Hal senada juga disampaikan pengolah ikan asin di Pulau Pasaran lainnya, Sarnoto. Ia mengatakan, pada musim kemarau biasanya harga garam hanya Rp40 ribu-Rp50 ribu per sak. Paling tinggi untuk musim-musim lain hanya Rp80 ribu.
“Naik terus itu sejak bulan sembilan, naiknya bertahap dari 80 ke 90 (ribu), terus 100, 110, melesat langsung 160 langsung 200, ini terakhir 260. Katanya (produsen garam) karena musim hujan,” imbuhnya.

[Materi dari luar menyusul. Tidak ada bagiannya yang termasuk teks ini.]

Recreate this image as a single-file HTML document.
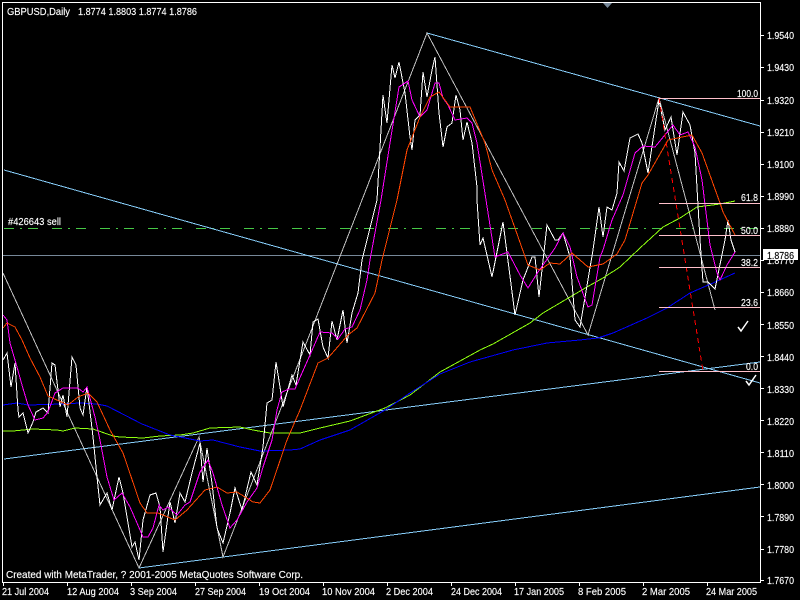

Satnoto mengatakan, biasa mengambil garam dari Cirebon atau Indramayu. Itu dikarenakan produsen garam di Lampung tidak memproduksi banyak sehingga tidak mencukupi kebutuhan para pengolah ikan di Pulau Pasaran. “Di sini ada di Legundi, cuma gak banyak paling (produksi) 200 kilo sehari,” timpalnya.
3. Biaya produksi menjadi dua kali lipat

Sarnoto menjelaskan, untuk setiap kali produksi biasanya menggunakan 1-2 ton ikan. Ia biasa mengambil ikan langsung dari nelayan di atas laut karena sistemnya siapa cepat dia dapat.
Ia menyebutkan, memproduksi 2 ton ikan, maka ia akan membutuhkan 500 kg atau 10 sak garam. Artinya Sarnoto harus mengeluarkan Rp2,6 juta hanya untuk garam saja.
“Paling banyak itu bisa ngolah 2 ton. Itu biasanya pakai 5 kwintal garam. Jadi istilahnya yang biasanya kita produksi itu abis 2 juta, ini jadi 4 juta. Bisa 2 kali lipatnya,” jelasnya.
4. Produsen ikan asin tak setiap hari mengolah ikan

Sarnoto menjelaskan, tak setiap hari pengolah ikan membuat ikan asin. Hal itu tergantung pada musimnya. Jika pada musim bulan terang seperti ini, maka nelayan akan beristirahat dari kegiatan melaut sehingga mereka pun belum bisa memproduksi ikan asin.
“Bulan terang itu biasanya seminggu. Nelayan kan nangkep ikan pakai lampu, kalau bulan terang kan ikan ya ga bakal ngumpul makanya nelayan gak melaut,” jelasnya.
Proses pembuatan ikan asin di Pulau Pasaran pun terbilang cukup unik. Proses pengolahan ikan mentah dari mulai membersihkan ikan, merebus, hingga proses pengasinan dilakukan di atas kapal. Sehingga tak menimbulkan sampah dan bau tak sedap di lingkungan rumah masyarakat.
“Semua proses mengolahnya di atas kapal. Pas udah mateng, tinggal jemur aja di sini (daratan). Jadi enak bersih gak bau di sini,” imbuhnya.